**Exercise instructions**
Lift out all lines below that contain "React".

☆ ☆ ☆ ☆ ☆ ☆ ☆

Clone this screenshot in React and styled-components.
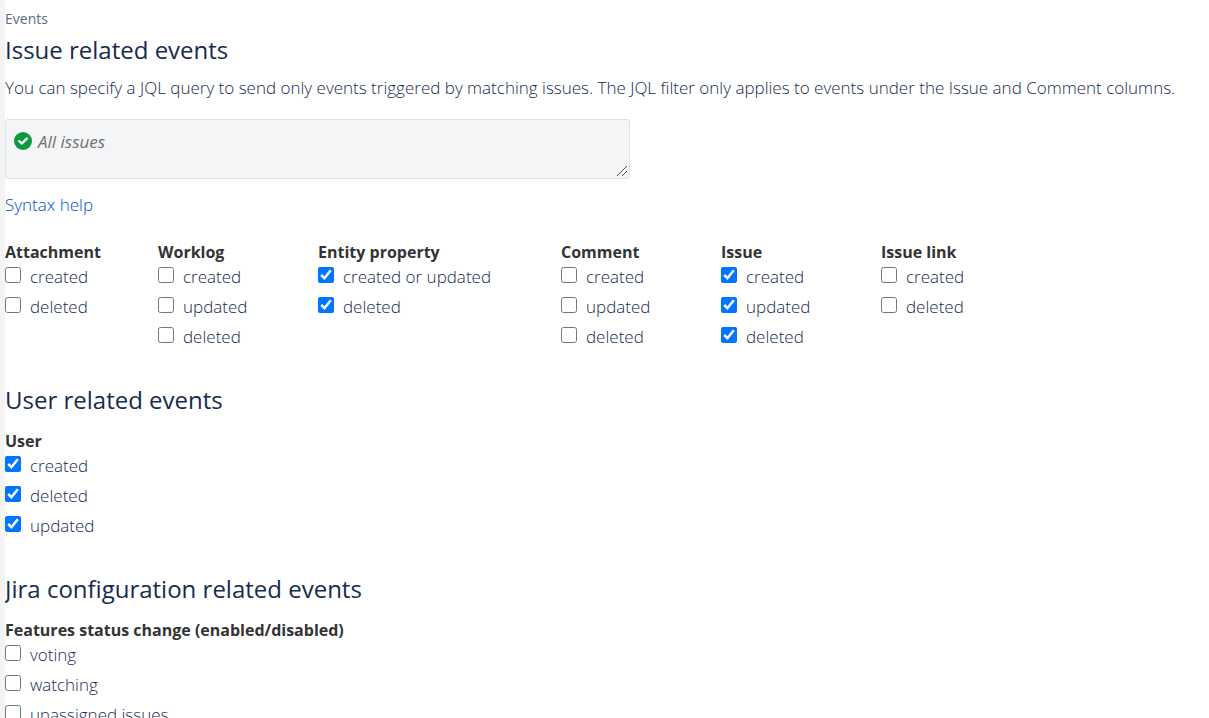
import React from "react";
import styled, { createGlobalStyle } from "styled-components";

const GlobalStyle = createGlobalStyle`
  *, *::before, *::after { box-sizing: border-box; }
  body {
    margin: 0;
    background: #ffffff;
    color: #172b4d;
    font-family: "Segoe UI", "Open Sans", "Noto Sans", sans-serif;
    font-size: 17px;
    font-weight: 300;
    line-height: 24px;
  }
`;

const Page = styled.main`
  height: 100vh;
  overflow: hidden;
  border-left: 5px solid #f4f4f4;
`;

const Eyebrow = styled.div`
  padding-top: 9px;
  color: #5e6c84;
  font-size: 14px;
  line-height: 20px;
  font-weight: 500;
`;

const Section = styled.section`
  margin-bottom: 25px;
`;

const Title = styled.h2`
  margin: 0;
  padding: 5px 0 6px;
  color: #172b4d;
  font-size: 24px;
  line-height: 32px;
  font-weight: 500;

  & + fieldset {
    margin-top: 7px;
  }
`;

const Description = styled.p`
  margin: 4px 0 0;
`;

const QueryBox = styled.div`
  position: relative;
  display: flex;
  max-width: 625px;
  margin-top: 19px;
`;

const QueryInput = styled.textarea`
  width: 100%;
  height: 60px;
  padding: 10px 8px 8px 32px;
  border: 1px solid #dfe1e6;
  border-radius: 3px;
  outline: none;
  background: #f4f5f7;
  color: #172b4d;
  font: inherit;
  font-weight: 400;
  overflow: auto;

  &::placeholder {
    color: #707070;
    font-style: italic;
    opacity: 1;
  }

  &::-webkit-resizer {
    background: transparent;
  }
`;

const ValidIcon = styled.svg`
  position: absolute;
  top: 13px;
  left: 9px;
  width: 18px;
  height: 18px;
`;

const ResizeGrip = styled.svg`
  position: absolute;
  right: 2px;
  bottom: 2px;
  width: 12px;
  height: 12px;
  pointer-events: none;
`;

const HelpLink = styled.a`
  display: inline-block;
  margin: 14px 0 23px;
  color: #0052cc;
  text-decoration: none;
`;

const Groups = styled.div`
  display: grid;
  grid-template-columns: 153px 160px 243px 160px 160px auto;
`;

const Group = styled.fieldset`
  min-width: 0;
  margin: 0;
  padding: 0;
  border: 0;
`;

const GroupTitle = styled.legend`
  padding: 0;
  color: #333333;
  font-size: 16px;
  font-weight: 700;
  white-space: nowrap;
`;

const Option = styled.label`
  display: flex;
  align-items: flex-start;
  gap: 9px;
  height: 30px;
  line-height: 26px;
  white-space: nowrap;
`;

const Tick = styled.input`
  flex: none;
  width: 16px;
  height: 16px;
  margin: 3px 0 0;
  accent-color: #0075ff;
`;

const issueGroups = [
  ["Attachment", [["created"], ["deleted"]]],
  ["Worklog", [["created"], ["updated"], ["deleted"]]],
  ["Entity property", [["created or updated", true], ["deleted", true]]],
  ["Comment", [["created"], ["updated"], ["deleted"]]],
  ["Issue", [["created", true], ["updated", true], ["deleted", true]]],
  ["Issue link", [["created"], ["deleted"]]],
];

function EventGroup({ title, options }) {
  return (
    <Group>
      <GroupTitle>{title}</GroupTitle>
      {options.map(([name, checked]) => (
        <Option key={name}>
          <Tick type="checkbox" defaultChecked={Boolean(checked)} />
          <span>{name}</span>
        </Option>
      ))}
    </Group>
  );
}

export default function App() {
  return (
    <>
      <GlobalStyle />
      <Page>
        <Eyebrow>Events</Eyebrow>
        <Section>
          <Title>Issue related events</Title>
          <Description>
            You can specify a JQL query to send only events triggered by matching issues. The JQL
            filter only applies to events under the Issue and Comment columns.
          </Description>
          <QueryBox>
            <QueryInput aria-label="JQL query" placeholder="All issues" />
            <ValidIcon viewBox="0 0 18 18" aria-hidden="true">
              <circle cx="9" cy="9" r="9" fill="#0b9a3e" />
              <path
                d="M5.2 9.2 7.8 11.4 12.8 6.6"
                fill="none"
                stroke="#fff"
                strokeWidth="2.4"
                strokeLinecap="round"
                strokeLinejoin="round"
              />
            </ValidIcon>
            <ResizeGrip viewBox="0 0 12 12" aria-hidden="true">
              <path d="M1 11 11 1M6 11 11 6" fill="none" stroke="#555" strokeWidth="1" />
            </ResizeGrip>
          </QueryBox>
          <HelpLink href="#syntax-help">Syntax help</HelpLink>
          <Groups>
            {issueGroups.map(([title, options]) => (
              <EventGroup key={title} title={title} options={options} />
            ))}
          </Groups>
        </Section>
        <Section>
          <Title>User related events</Title>
          <EventGroup
            title="User"
            options={[["created", true], ["deleted", true], ["updated", true]]}
          />
        </Section>
        <Section>
          <Title>Jira configuration related events</Title>
          <EventGroup
            title="Features status change (enabled/disabled)"
            options={[["voting"], ["watching"], ["unassigned issues"]]}
          />
        </Section>
      </Page>
    </>
  );
}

☆ ☆ ☆ ☆ ☆ ☆ ☆

**Solved exercise**
Clone this screenshot in React and styled-components.
import React from "react";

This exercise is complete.